The past few months have seen a sea change for Ashok Singh, principal of a Kendriya Vidyalaya in south Delhi, who is merely 2 years away from his retirement. But it’s change for the better. “Now I am more of a teacher,” he says about a job he loves, and “less of an administrator”. Of late, he claims to be taking more classes and doing less file work.
Singh gives credit to the adoption of technology under the e-governance programme for improving the performance of his school as well as that of its teachers. “It would be tough to quantify now as we are a few months into the new system, but soon you will see the difference.”
Singh’s school is one of the many pioneering institutes that are embracing e-governance to enhance productivity, improve teacher performance, track students progress and better educational engagement and administration.
Assisting them are firms like MGRM Net Ltd, an IT company with expertise in education e-governance. MGRM is working with both private and government schools across the country and helping them transition to e-governance platforms. “Teachers earlier complained about administrative work and how it is affecting their career. Things have started changing… besides improving the education outcomes, I see e-governance aiding the careers of teachers,” Singh adds.
Alka Sharma, a mathematics teacher at Ahlcon International School in east Delhi, agrees. “Manual intervention in school is reducing, leading to reduced administrative burden on teaching staff,” she says, adding that “e-governnace has brought ease to teachers, who are now looking to leverage technology in improving their student engagement like customized tutorials, better pedagogy and improved teaching-learning atmosphere”.
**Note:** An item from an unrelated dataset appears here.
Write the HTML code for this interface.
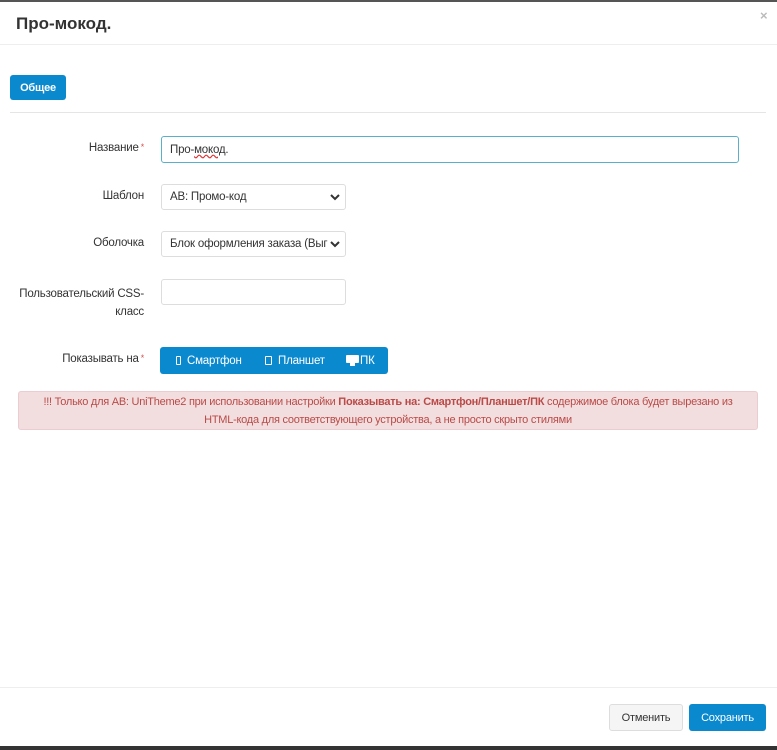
<!DOCTYPE html>
<html><head><meta charset="utf-8"><style>
*{box-sizing:border-box;margin:0;padding:0}
body{width:777px;height:750px;background:#fff;font-family:"Liberation Sans",Arial,sans-serif;font-size:12px;color:#333;position:relative;overflow:hidden}
.abs{position:absolute}
.lbl{position:absolute;text-align:right;width:144px;left:0;font-size:11.5px;color:#333;letter-spacing:-0.2px}
.req{color:#d9534f;font-size:9px;vertical-align:top;margin-left:2px}
.inp{position:absolute;border:1px solid #ddd;border-radius:3px;background:#fff;height:26px;font-size:11.5px;padding:0 8px;line-height:25px;color:#333;letter-spacing:-0.2px}
.chev{position:absolute;right:5px;top:7px;background:#fff}
.btn{position:absolute;text-align:center;font-size:11px;letter-spacing:-0.2px;border-radius:3px}
</style></head><body>
<div class="abs" style="left:0;top:0;width:777px;height:2px;background:#555"></div>
<div class="abs" style="left:0;top:746px;width:777px;height:4px;background:#333"></div>
<div class="abs" style="left:16px;top:14px;font-size:17px;font-weight:bold;color:#333">Про-мокод.</div>
<div class="abs" style="left:760px;top:8px;font-size:13px;color:#bbb;font-weight:bold">×</div>
<div class="abs" style="left:0;top:44px;width:777px;height:1px;background:#eee"></div>
<div class="btn" style="left:10px;top:75px;width:56px;height:25px;background:#0b89cf;color:#fff;font-weight:bold;line-height:26px">Общее</div>
<div class="abs" style="left:10px;top:112px;width:756px;height:1px;background:#e5e5e5"></div>

<div class="lbl" style="top:142px">Название<span class="req">*</span></div>
<div class="inp" style="left:161px;top:136px;width:578px;height:27px;border-color:#5ab0c9;line-height:26px">Про-<span style="text-decoration:underline wavy #d33">мокод</span>.</div>

<div class="lbl" style="top:190px">Шаблон</div>
<div class="inp" style="left:161px;top:184px;width:185px">АВ: Промо-код<svg class="chev" width="10" height="10" viewBox="0 0 10 10"><path d="M1 3l4 4 4-4" stroke="#333" stroke-width="2" fill="none"/></svg></div>

<div class="lbl" style="top:237px">Оболочка</div>
<div class="inp" style="left:161px;top:231px;width:185px;white-space:nowrap;overflow:hidden">Блок оформления заказа (Выг<svg class="chev" width="10" height="10" viewBox="0 0 10 10"><path d="M1 3l4 4 4-4" stroke="#333" stroke-width="2" fill="none"/></svg></div>

<div class="lbl" style="top:285px;line-height:18px">Пользовательский CSS-<br>класс</div>
<div class="inp" style="left:161px;top:279px;width:185px"></div>

<div class="lbl" style="top:353px">Показывать на<span class="req">*</span></div>
<div class="abs" style="left:160px;top:347px;width:228px;height:27px;background:#0b89cf;border-radius:3px;color:#fff;font-size:11.5px;line-height:28px;letter-spacing:-0.2px">
<span class="abs" style="left:16px;top:9px;width:5px;height:9px;border:1.5px solid #fff;border-radius:1px"></span><span class="abs" style="left:27px">Смартфон</span>
<span class="abs" style="left:105px;top:9px;width:7px;height:9px;border:1.5px solid #fff;border-radius:1px"></span><span class="abs" style="left:118px">Планшет</span>
<span class="abs" style="left:186px;top:8px;width:13px;height:8px;background:#fff;border-radius:1px"></span><span class="abs" style="left:190px;top:16px;width:5px;height:3px;background:#fff"></span><span class="abs" style="left:200px">ПК</span>
</div>

<div class="abs" style="left:18px;top:391px;width:740px;height:39px;background:#f2dede;border:1px solid #ebccd1;border-radius:3px;color:#b94a48;font-size:11px;letter-spacing:-0.25px;text-align:center;line-height:18px;padding-top:1px;white-space:nowrap">!!! Только для АВ: UniTheme2 при использовании настройки <b>Показывать на: Смартфон/Планшет/ПК</b> содержимое блока будет вырезано из<br>HTML-кода для соответствующего устройства, а не просто скрыто стилями</div>

<div class="abs" style="left:0;top:687px;width:777px;height:1px;background:#eee"></div>
<div class="btn" style="left:609px;top:704px;width:74px;height:27px;background:#f5f5f5;border:1px solid #ddd;line-height:26px;color:#333">Отменить</div>
<div class="btn" style="left:689px;top:704px;width:77px;height:27px;background:#0b89cf;line-height:28px;color:#fff">Сохранить</div>
</body></html>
A brief intro of e-governance
“It is multifaceted. Students, management, teachers, government policy requirements and, most importantly, education outcomes are tracked, reducing manual intervention of each of the aspects. What you get is quantifiable outcomes,” says Partha Mohanty, senior vice-president (technical) at MGRM.
“Data is not as important as data analytics. For a school management, if it gets the analysis and possible implications, it helps in teaching-learning of students, in career growth of staff, in better management of finances and the overall ecosystem,” says Rohini Ahluwalia, chairman of Ahlcon International School.
“We track every possible activity of our students, from both professional and personal points of view. It helps in classifying students into groups so that the below-average can be converted into above-average and more,” says Ahluwalia.
How does it work?
The platform is comprehensive enough to track every activity, right from admission day to the student’s school graduation day. “We know what books a student is taking from the library, how their parents have reacted to their performance and why a student’s grades have dropped. The outcome: teachers can engage in solving the problems,” says Chetna Sabharwal, a teacher at Ahlcon International.
“A couple of months back we realized that a section of students was not doing well in economics, English and geography. We chipped in with remedials for 20-odd days for those students,” adds Singh of Kendriya Vidyalaya.
For teachers, the e-governance platform works like an automated performance appraisal system as their activities—academic and non-academic—get logged.
Mohanty points out to a traditional pain point that e-governance is addressing today—the reams of data that both state and central governments seek from schools for designing schemes and for policymaking. He says the e-governance platform by MGRM enables schools to provide data for programmes like “district information system on education, shaala darpan and e-pathsala” from a single platform. “Right now we have put some 1,185 central schools, their 12 lakh students and 50,000 staff on one single e-governance platform,” Mohanty says.
Now that the schools are entering into the e-governance network, the Union human resource development ministry too is seeking to adopt e-governance via its “shaala darpan” scheme to be able to track the performance of students and teachers across all government schools.
Shaala darpan aims to adopt the e-governance platform to track student’s performance, improve teacher’s productivity, better parent’s engagement with school operations. The plan is to have every task from leave management to exam record keeping on a single online platform.
The government is planning to improve student engagement, base education inputs on proper assessment and gap analysis, focusing on mathematics and science from Class I, besides improving school infrastructure.